I thought, OK, let's hack a dedicated entry point for tests that uses the exact same pipeline as the game does. Each test would be a function (potentially async ie returns a promise) and to make things saner I'm using chai to have expect goodies like deep comparison etc. All tests are loaded via import functions in the entry point file.
We just need a convention for exporting tests (I'm making every test file export an array of tests function in the default export so I can comment out some if needed). Also using actual functions so I can get their names as I introspect them (arrow functions wouldn't work).
It worked great!
The test runner entry point is pretty straightforward. We just lack the test filtering goodies (every test import is explicit. Can be commented out or reordered, etc.).
I was just lacking test isolation. I was doing OK without it because I can control RNG seeds and other factors, namely clearing local storage before tests run. Anyway it would be cool to be able to run isolated tests...
So to support it...
Tests are always imported. If the page has the iso=1
query param, only a single test is run per session.
Test state and console output are captured to a dedicated local storage key. One test is run at a time, saved and page is reloaded to run the next, presenting all output once all have been traversed.
This is considerably slower than running them in series, as expected, and simpler than iframing children pages. Worked beautifully too.
I'm sharing my entry point and an example test file.
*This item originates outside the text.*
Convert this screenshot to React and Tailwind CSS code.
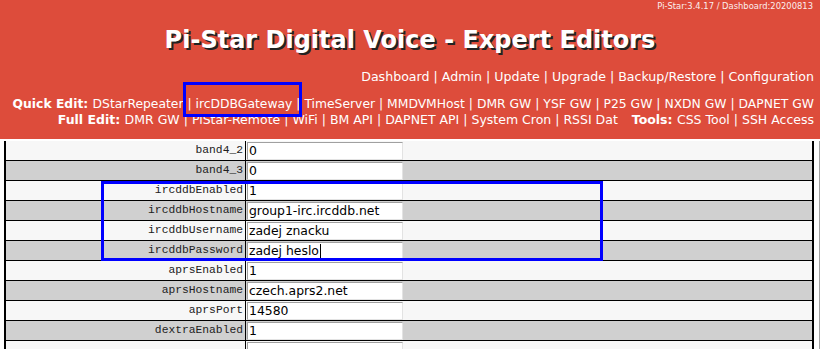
import React from 'react';

const ROWS = [
  { key: 'band4_2', value: '0' },
  { key: 'band4_3', value: '0' },
  { key: 'ircddbEnabled', value: '1' },
  { key: 'ircddbHostname', value: 'group1-irc.ircddb.net' },
  { key: 'ircddbUsername', value: 'zadej znacku' },
  { key: 'ircddbPassword', value: 'zadej heslo', caret: true },
  { key: 'aprsEnabled', value: '1' },
  { key: 'aprsHostname', value: 'czech.aprs2.net' },
  { key: 'aprsPort', value: '14580' },
  { key: 'dextraEnabled', value: '1' },
  { key: '', value: '' },
];

const NAV = ['Dashboard', 'Admin', 'Update', 'Upgrade', 'Backup/Restore', 'Configuration'];
const QUICK = ['DStarRepeater', 'ircDDBGateway', 'TimeServer', 'MMDVMHost', 'DMR GW', 'YSF GW', 'P25 GW', 'NXDN GW', 'DAPNET GW'];
const FULL = ['DMR GW', 'PiStar-Remote', 'WiFi', 'BM API', 'DAPNET API', 'System Cron', 'RSSI Dat'];
const TOOLS = ['CSS Tool', 'SSH Access'];

function Links({ items }) {
  return items.map((label, i) => (
    <span key={label}>
      {i > 0 && ' | '}
      <a className="text-white">{label}</a>
    </span>
  ));
}

export default function App() {
  return (
    <div className="relative w-[820px] h-[349px] overflow-hidden bg-white font-['DejaVu_Sans',Verdana,sans-serif]">
      {/* header */}
      <div className="h-[139px] bg-[#dd4c3b] text-white">
        <div className="h-[14px] pr-[7px] text-right text-[8.4px] leading-[13px] text-[#fbeeee]">
          Pi-Star:3.4.17 / Dashboard:20200813
        </div>
        <h1 className="h-[52px] text-center text-[24px] font-bold leading-[52px] [text-shadow:2px_2px_0_#222]">
          Pi-Star Digital Voice - Expert Editors
        </h1>
        <div className="h-[22px] pr-[6px] text-right text-[12.6px] leading-[22px]">
          <Links items={NAV} />
        </div>
        <div className="mt-[8px] pr-[6px] text-right text-[12.35px] leading-[16px] whitespace-nowrap">
          <b>Quick Edit: </b>
          <Links items={QUICK} />
        </div>
        <div className="pr-[6px] text-right text-[12.5px] leading-[16px] whitespace-nowrap">
          <b>Full Edit: </b>
          <Links items={FULL} />
          <span className="inline-block w-[14px]" />
          <b>Tools: </b>
          <Links items={TOOLS} />
        </div>
      </div>

      {/* config table */}
      <div className="flex mt-[2px]">
        <div className="ml-[4px] w-[810px] border-x-2 border-black">
          {ROWS.map((row, i) => (
            <div
              key={i}
              className={`flex h-[20px] border-b border-black ${i % 2 ? 'bg-[#d0d0d0]' : 'bg-[#f7f7f7]'}`}
            >
              <div className="w-[240px] shrink-0 border-r border-black pr-[2px] text-right font-['Liberation_Mono',monospace] text-[11.3px] leading-[19px] text-[#222]">
                {row.key}
              </div>
              <div className="pl-[1px] pt-[1px]">
                <div className="flex h-[18px] w-[156px] items-center border border-[#e3e3e3] border-t-[#a0a0a0] border-l-[#a0a0a0] bg-white pl-[1px] text-[12.4px] text-black">
                  {row.value}
                  {row.caret && <span className="ml-[1px] h-[15px] w-px bg-black" />}
                </div>
              </div>
            </div>
          ))}
        </div>
        <div className="ml-[5px] w-px h-[210px] bg-[#a0a0a0]" />
      </div>

      {/* annotation boxes */}
      <div className="absolute left-[183px] top-[82px] w-[119px] h-[35px] border-[3px] border-[#0000ff]" />
      <div className="absolute left-[101px] top-[181px] w-[502px] h-[80px] border-[3px] border-[#0000ff]" />
    </div>
  );
}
I find this to be great: uses standard ESM imports. We can exercise things such as canvas/webgl/svg and do diffing if necessary. Image/DOM snapshotting would be more complex to capture but I'll tackle that if need be (unlikely in this scenario). The browser visiting part can eventually be automated too, it will just be setting up which browsers to run, window size, criteria to stop and capture signals. Completely agnostic of the tests themselves.